The U.S. Court of Appeals for the District of Columbia Circuit heard nearly seven hours of argument Sept. 27 over the EPA’s rule (RIN:2060-AR33), which sets limits on carbon dioxide emissions from the power sector in each state. The rule is being challenged by more than two dozen states, which are charged with implementing the standards, as well as several utility and industry groups ( West Virginia v. EPA, D.C. Cir. en banc, No. 15-1363, 9/27/16 ).
“If you think it’s OK to use the Clean Air Act to regulate carbon from power plants, this is a really sensible, cost-sensitive, pragmatic way to do it in light of how the industry already operates,” said Sean Donahue of the law firm Donahue & Goldberg LLP in Washington, who represented environmental groups in the case.
The Clean Power Plan was issued under Section 111(d), a rarely used provision that requires the EPA to determine the “best system of emission reduction,” which states then implement. Previously, the EPA interpreted that to mean pollution controls that can be adopted by individual sources. But under the Clean Power Plan, the EPA has read “system” far broader than before, arguing the entire interconnected grid network constitutes a single system and the best means of controlling carbon dioxide pollution is by shifting electricity generation from coal-fired utilities to cleaner alternatives.
“It is a fundamentally and qualitatively different use of the Section 111(d) power and I think the court got that,” Lin said.
Opponents of the rule argue that the EPA’s reading of its power is so expansive and the Clean Power Plan is so transformative for utilities that it should not be subject to the usual judicial deference afforded to agencies interpreting statutes, an exception known as the major questions doctrine. They also argue that Congress must clearly grant the EPA such broad authority.

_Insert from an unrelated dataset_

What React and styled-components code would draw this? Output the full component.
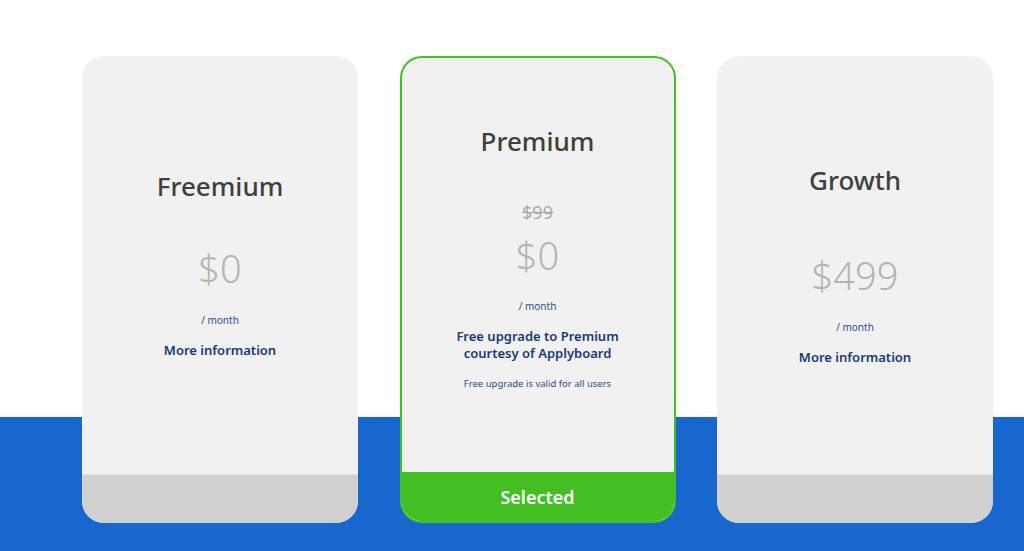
import React from "react";
import styled, { createGlobalStyle } from "styled-components";

const GlobalStyle = createGlobalStyle`
  html, body {
    margin: 0;
    padding: 0;
    background: #ffffff;
  }
  body {
    font-family: "Noto Sans", "Open Sans", sans-serif;
  }
`;

const Section = styled.section`
  height: 551px;
  background: linear-gradient(to bottom, #ffffff 0, #ffffff 417px, #1867cf 417px, #1867cf 100%);
  box-sizing: border-box;
  padding: 56px 0 0 82px;
  overflow: hidden;
`;

const Row = styled.div`
  display: flex;
  gap: 41.5px;
`;

const Card = styled.div`
  width: 276px;
  height: 467px;
  box-sizing: border-box;
  border-radius: 22px;
  background: #f1f1f1;
  border: ${(p) => (p.$selected ? "2px solid #43bf24" : "none")};
  overflow: hidden;
  display: flex;
  flex-direction: column;
`;

const Body = styled.div`
  flex: 1;
  display: flex;
  flex-direction: column;
  align-items: center;
  justify-content: center;
  text-align: center;
  padding-bottom: ${(p) => p.$pad || 0}px;
`;

const Title = styled.h2`
  margin: 0;
  font-size: 26px;
  line-height: 30px;
  font-weight: 500;
  color: #3f3f3f;
`;

const Strike = styled.div`
  margin-top: 45px;
  font-size: 18px;
  line-height: 22px;
  color: #a9a9a9;
  text-decoration: line-through;
`;

const Price = styled.div`
  margin-top: ${(p) => p.$top}px;
  font-size: 38px;
  line-height: 44px;
  font-weight: 300;
  color: #b5b5b5;
`;

const Period = styled.div`
  margin-top: ${(p) => p.$top || 23}px;
  font-size: 10px;
  line-height: 14px;
  color: #2d4f8e;
`;

const MoreLink = styled.a`
  margin-top: 14px;
  font-size: 13px;
  line-height: 18px;
  font-weight: 600;
  color: #163a7c;
  cursor: pointer;
`;

const Headline = styled.div`
  margin-top: 15px;
  font-size: 13px;
  line-height: 17px;
  font-weight: 600;
  color: #163a7c;
`;

const Note = styled.div`
  margin-top: 15px;
  font-size: 9.5px;
  line-height: 14px;
  color: #2d4f8e;
`;

const Footer = styled.div`
  height: 49px;
  flex-shrink: 0;
  display: flex;
  align-items: center;
  justify-content: center;
  background: ${(p) => (p.$selected ? "#43bf24" : "#d1d1d1")};
  border-top: ${(p) => (p.$selected ? "none" : "1px solid #e3e3e3")};
  box-sizing: border-box;
  color: #ffffff;
  font-size: 18px;
  font-weight: 600;
`;

export default function App() {
  return (
    <>
      <GlobalStyle />
      <Section>
        <Row>
          <Card>
            <Body>
              <Title>Freemium</Title>
              <Price $top={45}>$0</Price>
              <Period>/ month</Period>
              <MoreLink>More information</MoreLink>
            </Body>
            <Footer />
          </Card>

          <Card $selected>
            <Body $pad={14}>
              <Title>Premium</Title>
              <Strike>$99</Strike>
              <Price $top={10}>$0</Price>
              <Period $top={22}>/ month</Period>
              <Headline>
                Free upgrade to Premium
                <br />
                courtesy of Applyboard
              </Headline>
              <Note>Free upgrade is valid for all users</Note>
            </Body>
            <Footer $selected>Selected</Footer>
          </Card>

          <Card>
            <Body>
              <Title>Growth</Title>
              <Price $top={58}>$499</Price>
              <Period>/ month</Period>
              <MoreLink>More information</MoreLink>
            </Body>
            <Footer />
          </Card>
        </Row>
      </Section>
    </>
  );
}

“That’s the point of the clear statement doctrine,” Lin said. “If the power being exercised is so transformative and large, that’s the kind of power courts assume Congress wouldn’t have delegated implicitly through ambiguity” in the provisions of Section 111(d).
Not only will judges have to consider Congress’s intention when it last updated the provisions of Section 111(d) in 1990; the court may also consider the fact that legislators have failed to act on climate change, including a nationwide cap-and-trade bill that failed to pass the Senate in 2010, said Thomas Lorenzen, a partner at Crowell & Moring LLP in Washington, who represented electric cooperatives in the litigation.
“What do we take from congressional inaction over the years?” he asked.
Although Congress has never explicitly told the EPA it has the power to address climate change, the U.S. Supreme Court has, including in a 2011 decision that specifically cited the same provision the EPA used for the Clean Power Plan ( Am. Elec. Power Co. v. Connecticut, 131 S. Ct. 2527, 2011 BL 161239, 72 ERC 1609 (2011)).
Utilities in that instance had supported the EPA’s Clean Air Act authority to regulate carbon dioxide emissions under Section 111(d) rather than face several common law claims brought by states, but power companies now oppose how the EPA has structured the Clean Power Plan.
“They’re trying to parse that now to say if it’s done in a certain way there’s no deference given and you have to give it another standard of review,” said Morgan Costello, an assistant attorney general in the New York attorney general’s office, which has supported the EPA.
But opponents of the rule argue it’s not a matter of whether the EPA can use that authority to regulate power plants, but rather that the structure of the Clean Power Plan far exceeds what is permissible under the statute.
“Is that tool a sledgehammer or a jeweler’s hammer?” Lorenzen asked.
He predicted the court will not issue a decision until January at the earliest.
“The D.C. Circuit is going to be looking for as near to a unanimous decision as they can in part because this is an important case and in part because the Supreme Court is irretrievably fractured,” he said.